------ Raw data

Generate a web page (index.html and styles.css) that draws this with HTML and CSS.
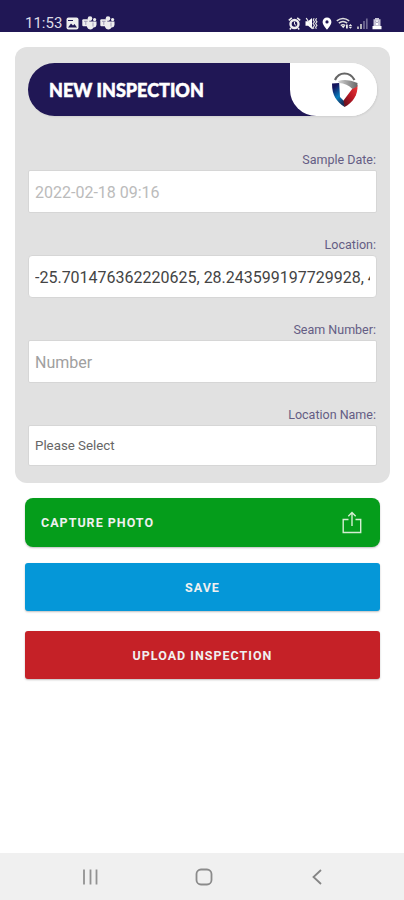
FILE: index.html
```
<!DOCTYPE html>
<html lang="en">
<head>
  <meta charset="UTF-8" />
  <meta name="viewport" content="width=device-width, initial-scale=1.0"/>
  <title>New Inspection</title>
  <link rel="stylesheet" href="styles.css">
</head>
<body>

  <header class="status-bar">
    <div class="status-left">
      <span class="clock">11:53</span>
      <svg class="status-icon" width="13" height="13" viewBox="0 0 13 13">
        <rect x="0.5" y="0.5" width="12" height="12" rx="2" fill="#eee"/>
        <path d="M2 10.5 5 6.5l2 2 1.5-1.5 2.5 3.5z" fill="#201755"/>
        <path d="M2 3.5h5" stroke="#201755"/>
      </svg>
      <svg class="status-icon" width="15" height="14" viewBox="0 0 15 14">
        <circle cx="8" cy="2.6" r="2.3" fill="#eee"/>
        <circle cx="12.6" cy="3.6" r="1.6" fill="#eee"/>
        <path d="M4 5.5h10.5V9a3 3 0 0 1-3 2.5A3.5 3.5 0 0 1 5 11z" fill="#eee"/>
        <rect x="0.3" y="3.3" width="7" height="7" rx="1" fill="#eee"/>
        <path d="M2 5.3h3.6M3.8 5.3v3.6M11 6.5v4" stroke="#8f8aab" stroke-width="0.8"/>
      </svg>
      <svg class="status-icon" width="15" height="14" viewBox="0 0 15 14">
        <circle cx="8" cy="2.6" r="2.3" fill="#eee"/>
        <circle cx="12.6" cy="3.6" r="1.6" fill="#eee"/>
        <path d="M4 5.5h10.5V9a3 3 0 0 1-3 2.5A3.5 3.5 0 0 1 5 11z" fill="#eee"/>
        <rect x="0.3" y="3.3" width="7" height="7" rx="1" fill="#eee"/>
        <path d="M2 5.3h3.6M3.8 5.3v3.6M11 6.5v4" stroke="#8f8aab" stroke-width="0.8"/>
      </svg>
    </div>
    <div class="status-right">
      <!-- alarm -->
      <svg width="13" height="13" viewBox="0 0 13 13">
        <circle cx="6.5" cy="7" r="4" fill="none" stroke="#eee" stroke-width="2.4"/>
        <path d="M0.8 3.4 3.8.9M12.2 3.4 9.2.9M3 11l-1.2 1.4M10 11l1.2 1.4" stroke="#eee" stroke-width="1.6"/>
        <path d="M6.5 4.8v2.5l1.6 1" stroke="#eee" fill="none"/>
      </svg>
      <!-- muted, vibrate -->
      <svg width="13" height="13" viewBox="0 0 13 13">
        <path d="M.5 4.3h2.6L7 1v11L3.1 8.7H.5z" fill="#fff"/>
        <path d="M1.200 1 8 12" stroke="#eee" stroke-width="1.2"/>
        <path d="M9.2 1.2l-1 1.8 1.3 1.8-1.3 1.8 1.3 1.8-1.3 1.8.8 1.6M11.6 1.2l-1 1.8 1.3 1.8-1.3 1.8 1.3 1.8-1.3 1.8.8 1.6" stroke="#ddd" stroke-width="1.2" fill="none"/>
      </svg>
      <!-- location -->
      <svg class="pin" width="10" height="13" viewBox="0 0 10 13">
        <path fill-rule="evenodd" d="M5 .5a4.4 4.4 0 0 0-4.4 4.4C.6 8 5 12.6 5 12.6S9.4 8 9.4 4.9A4.4 4.4 0 0 0 5 .5zM5 3.300a1.600 1.600 0 1 1 0 3.200 1.600 1.600 0 0 1 0-3.200z" fill="#fff"/>
      </svg>
      <!-- wifi -->
      <svg width="17" height="13" viewBox="0 0 17 13">
        <path d="M.8 3.800Q7 -1 13.200 3.800M2.800 6.200Q7 2.800 11.200 6.200M4.800 8.600Q7 6.800 9.200 8.600" stroke="#ddd" stroke-width="1.500" fill="none"/>
        <path d="M5.500 9h3.500L7.200 11.300zM10 7.500h1.800v4H10zM12.600 9l1.800-2L16.200 9zM12.600 9.800h3.600l-1.800 2z" fill="#eee"/>
      </svg>
      <!-- signal -->
      <svg class="signal" width="11" height="13" viewBox="0 0 11 13">
        <path d="M1 9.500V12M4 7v5" stroke="#ccc" stroke-width="1.700"/>
        <path d="M7 4v8M9.800 1.500V12" stroke="#716b96" stroke-width="1.700"/>
      </svg>
      <!-- battery -->
      <svg width="10" height="13" viewBox="0 0 10 13">
        <path d="M3 1h4v1.300h1.500v7H1.500v-7H3z" fill="#c9c6d8"/>
        <path d="M.5 9h9v3.300h-9zM4 3.500h2V8H4z" fill="#fff"/>
        <path d="M3.500 4.200 5 6l1.500-1.800" stroke="#a5a0bd" fill="none"/>
      </svg>
    </div>
  </header>

  <main class="page">
    <section class="card">
      <div class="title-bar">
        <h1>NEW INSPECTION</h1>
        <div class="logo">
          <svg width="28" height="37" viewBox="0 0 28 37">
            <defs>
              <linearGradient id="blue" x1="0" y1="0" x2="0.5" y2="1">
                <stop offset="0.2" stop-color="#14135c"/>
                <stop offset="0.65" stop-color="#087dbd"/>
                <stop offset="1" stop-color="#16305b"/>
              </linearGradient>
              <linearGradient id="red" x1="1" y1="0" x2="0" y2="1">
                <stop offset="0" stop-color="#ef3b3b"/>
                <stop offset="0.5" stop-color="#ba1723"/>
                <stop offset="1" stop-color="#54101d"/>
              </linearGradient>
              <linearGradient id="grey">
                <stop offset="0" stop-color="#d5d5d5"/>
                <stop offset="1" stop-color="#666"/>
              </linearGradient>
            </defs>
            <path d="M4 9Q7 2.500 13.500 2.500T23.500 9" fill="none" stroke="#666" stroke-width="2.200"/>
            <path d="M1 12.500 8.200 12l.8 14L14 31l-.3 5C5.500 30.500 1 24.500 1 12.500z" fill="url(#blue)"/>
            <path d="M26.500 14 21.500 17.500 12.500 29.500l1 6.500C22 31.500 27 24 26.500 14z" fill="url(#red)"/>
            <path d="M7 10Q16 7 26.500 12L26.300 15.500 21.500 18Q16 12.500 8 12z" fill="url(#grey)"/>
          </svg>
        </div>
      </div>

      <form class="inspection-form">
        <div class="field">
          <label for="sampleDate">Sample Date:</label>
          <input type="text" id="sampleDate" class="muted" value="2022-02-18 09:16" readonly />
        </div>
        <div class="field">
          <label for="location">Location:</label>
          <input type="text" id="location" class="location-input" value="-25.701476362220625, 28.243599197729928, 47.5" />
        </div>
        <div class="field">
          <label for="seamNumber">Seam Number:</label>
          <input type="text" id="seamNumber" placeholder="Number" />
        </div>
        <div class="field">
          <label for="locationName">Location Name:</label>
          <select id="locationName">
            <option>Please Select</option>
          </select>
        </div>
      </form>
    </section>

    <div class="actions">
      <button class="btn capture-btn">
        CAPTURE PHOTO
        <svg width="20" height="23" viewBox="0 0 20 23" fill="none" stroke="#d5eed2" stroke-width="1.400">
          <path d="M6.500 8.500H1.200v13h17.500v-13h-5.200M10 15V1.500M6.300 5.200 10 1.500l3.700 3.700"/>
        </svg>
      </button>
      <button class="btn save-btn">SAVE</button>
      <button class="btn upload-btn">UPLOAD INSPECTION</button>
    </div>
  </main>

  <nav class="nav-bar">
    <svg width="16" height="16" viewBox="0 0 16 16" stroke="#929292" stroke-width="1.800">
      <path d="M2 .5v15M8.500.5v15M14.500.5v15"/>
    </svg>
    <svg width="18" height="18" viewBox="0 0 18 18">
      <rect x="1.500" y="1.500" width="15" height="15" rx="4.500" fill="none" stroke="#8b8b8b" stroke-width="1.800"/>
    </svg>
    <svg width="16" height="16" viewBox="0 0 16 16">
      <path d="M12 1 4.500 8l7.500 7" fill="none" stroke="#858585" stroke-width="1.800"/>
    </svg>
  </nav>

</body>
</html>
```
FILE: styles.css
```
* {
  box-sizing: border-box;
}
body {
  margin: 0;
  height: 900px;
  display: flex;
  flex-direction: column;
  font-family: Roboto, sans-serif;
  background: #fff;
  overflow: hidden;
}
svg {
  display: block;
  flex-shrink: 0;
}

/* Phone status bar */
.status-bar {
  height: 32px;
  padding: 14px 22px 0 25px;
  display: flex;
  justify-content: space-between;
  background: #201755;
  color: #dddbe6;
}
.status-left,
.status-right {
  display: flex;
  align-items: center;
  height: 18px;
}
.status-left {
  gap: 3px;
}
.status-right {
  gap: 4px;
}
.clock {
  width: 38px;
  padding-top: 1px;
  font-size: 15px;
  line-height: 17px;
}

/* Form card */
.page {
  flex: 1;
  padding: 15px 14px 0 15px;
}
.card {
  height: 436px;
  padding: 16px 13px 0;
  border-radius: 12px;
  background: #e1e1e1;
}
.title-bar {
  display: flex;
  justify-content: space-between;
  align-items: center;
  height: 53px;
  padding-left: 21px;
  border-radius: 27px;
  background: linear-gradient(to right, #201755 310px, #fff 310px);
  box-shadow: 1px 1px 2px rgba(0,0,0,0.08);
}
.title-bar h1 {
  margin: 0;
  font-family: Lato, sans-serif;
  font-size: 18px;
  font-weight: 900;
  line-height: 24px;
  color: #fff;
  -webkit-text-stroke: 0.5px #fff;
}
.logo {
  width: 87px;
  height: 53px;
  padding: 8px 0 0 41px;
  border-radius: 0 27px 27px 27px;
  background: #fff;
}
.inspection-form {
  padding-top: 34px;
}
.field {
  height: 85px;
  display: flex;
  flex-direction: column;
}
.field label {
  height: 20px;
  padding-right: 1px;
  text-align: right;
  font-size: 12.5px;
  line-height: 19px;
  color: #645d84;
}
.field input,
.field select {
  width: 100%;
  height: 43px;
  margin: 0;
  padding: 1px 6px 0;
  border: 1px solid #d6d6d6;
  border-radius: 2px;
  background: #fff;
  font-family: inherit;
  font-size: 16px;
  color: #444;
  outline: none;
}
.field input.muted {
  color: #bbb;
}
.field input::placeholder {
  color: #a0a0a0;
}
.field .location-input {
  border-radius: 4px;
}
.field select {
  height: 41px;
  padding-top: 0;
  appearance: none;
  font-size: 13.3px;
  color: #666;
}

/* Buttons */
.actions {
  display: flex;
  flex-direction: column;
  padding: 15px 10px 0;
}
.btn {
  height: 48px;
  padding: 0 16px;
  border: none;
  border-radius: 3px;
  font-family: inherit;
  font-size: 12.5px;
  font-weight: 700;
  letter-spacing: 1px;
  color: #f0f0f0;
  box-shadow: 0 1px 2px rgba(0,0,0,0.25);
  cursor: pointer;
}
.capture-btn {
  display: flex;
  justify-content: space-between;
  align-items: center;
  height: 49px;
  padding-right: 18px;
  border-radius: 8px;
  background: #059d1b;
}
.save-btn {
  margin-top: 16px;
  background: #0597d8;
}
.upload-btn {
  margin-top: 20px;
  background: #c52127;
}

/* Phone navigation bar */
.nav-bar {
  height: 47px;
  display: flex;
  justify-content: space-between;
  align-items: center;
  padding: 0 79px 0 82px;
  background: #f0f0f0;
}
```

------------

• **Written request**:
Locate all lines in the listing above with the word "page" and copy them.

• **Written reply**:
Generate a web page (index.html and styles.css) that draws this with HTML and CSS.
  <main class="page">
.page {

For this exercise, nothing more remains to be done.